• _Set task_: State the number of lines below in which the word "screenshot" appears. Nothing else belongs in the answer.
======== Data extract ========
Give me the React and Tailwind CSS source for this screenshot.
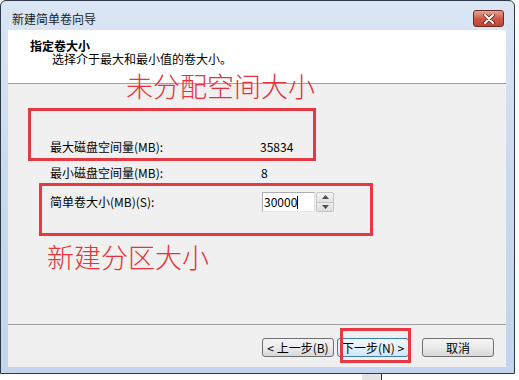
export default function App() {
  return (
    <div className="relative w-[519px] h-[380px] overflow-hidden bg-white text-[12px] text-black font-['Noto_Sans_CJK_SC','Noto_Sans',sans-serif]">
      {/* window */}
      <div className="w-[515px] h-[374px] flex flex-col rounded-t-[6px] border border-[#2e3a4a] bg-gradient-to-b from-[#dbe6f4] via-[#c9d9ee] to-[#c2d5ec] pl-[7px] pr-[8px] pb-[6px]">
        {/* title bar */}
        <div className="h-[29px] flex items-start">
          <span className="mt-[11px] ml-[4px] leading-[14px] text-[#1b1b1b]">新建简单卷向导</span>
          <button className="ml-auto mt-[9px] mr-[2px] w-[31px] h-[17px] flex items-center justify-center rounded-[3px] border border-[#6e2a22] bg-gradient-to-b from-[#e6a496] via-[#cf5a47] to-[#bd4533]">
            <svg width="12" height="10" viewBox="0 0 12 10">
              <path d="M2 1 L10 9 M10 1 L2 9" stroke="#5a1d14" strokeWidth="3.4" strokeLinecap="round" />
              <path d="M2 1 L10 9 M10 1 L2 9" stroke="#ffffff" strokeWidth="2" strokeLinecap="round" />
            </svg>
          </button>
        </div>

        {/* content */}
        <div className="flex-1 flex flex-col bg-[#f0f0f0]">
          <div className="h-[53px] bg-white pt-[9px] pl-[22px] leading-[13px]">
            <div className="font-bold">指定卷大小</div>
            <div className="pl-[22px]">选择介于最大和最小值的卷大小。</div>
          </div>
          <div className="h-px bg-[#a0a0a0]" />

          <div className="h-[240px] flex flex-col pl-[42px] pt-[53px]">
            <div className="h-[20px] flex items-center">
              <span className="w-[210px]">最大磁盘空间量(MB):</span>
              <span>35834</span>
            </div>
            <div className="h-[20px] mt-[6px] flex items-center">
              <span className="w-[210px]">最小磁盘空间量(MB):</span>
              <span className="ml-[1px]">8</span>
            </div>
            <div className="h-[20px] mt-[9px] flex items-center">
              <span className="w-[212px]">简单卷大小(MB)(S):</span>
              <div className="w-[53px] h-[20px] flex items-center border border-[#abadb3] border-b-[#e3e9ef] border-r-[#dbdfe6] bg-white pl-[1px]">
                <span>30000</span>
                <span className="w-px h-[13px] bg-black" />
              </div>
              <div className="w-[18px] h-[20px] flex flex-col ml-[1px]">
                <div className="flex-1 flex items-center justify-center rounded-t-[2px] border border-[#c5c5c5] bg-gradient-to-b from-[#f5f5f5] to-[#e3e3e3]">
                  <svg width="7" height="4" viewBox="0 0 7 4"><path d="M3.5 0 L7 4 L0 4 Z" fill="#4d4d4d" /></svg>
                </div>
                <div className="flex-1 flex items-center justify-center rounded-b-[2px] border border-t-0 border-[#c5c5c5] bg-gradient-to-b from-[#eeeeee] to-[#dcdcdc]">
                  <svg width="7" height="4" viewBox="0 0 7 4"><path d="M0 0 L7 0 L3.5 4 Z" fill="#4d4d4d" /></svg>
                </div>
              </div>
            </div>
          </div>

          <div className="h-px bg-[#a0a0a0]" />

          {/* buttons */}
          <div className="flex-1 flex justify-end items-start pt-[13px] pr-[12px]">
            <button className="w-[72px] h-[19px] flex items-center justify-center rounded-[3px] border border-[#707070] bg-gradient-to-b from-[#f4f4f4] via-[#ebebeb] to-[#d8d8d8] leading-none">
              &lt; 上一步(B)
            </button>
            <button className="ml-[3px] w-[72px] h-[19px] flex items-center justify-center rounded-[3px] border border-[#3c7fb1] bg-gradient-to-b from-[#eef7fd] via-[#e3f1fb] to-[#cfe7f7] leading-none">
              下一步(N) &gt;
            </button>
            <button className="ml-[13px] w-[72px] h-[19px] flex items-center justify-center rounded-[3px] border border-[#707070] bg-gradient-to-b from-[#f4f4f4] via-[#ebebeb] to-[#d8d8d8] leading-none">
              取消
            </button>
          </div>
        </div>
      </div>

      {/* what lies behind the window */}
      <div className="h-[6px] flex">
        <div className="ml-[362px] w-[20px] h-full bg-[#e4e4e4] border-r border-[#333333]" />
      </div>

      {/* red annotations drawn over the screenshot */}
      <div className="absolute left-[126px] top-[72px] text-[27px] leading-[27px] font-light text-[#e6333b] whitespace-nowrap">未分配空间大小</div>
      <div className="absolute left-[28px] top-[108px] w-[288px] h-[53px] border-[3px] border-[#e63a42]" />
      <div className="absolute left-[39px] top-[183px] w-[334px] h-[53px] border-[3px] border-[#e63a42]" />
      <div className="absolute left-[47px] top-[243px] text-[27px] leading-[27px] font-light text-[#e6333b] whitespace-nowrap">新建分区大小</div>
      <div className="absolute left-[340px] top-[328px] w-[71px] h-[35px] border-[3px] border-[#e63a42]" />
    </div>
  );
}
========
• _Result of this task_: 2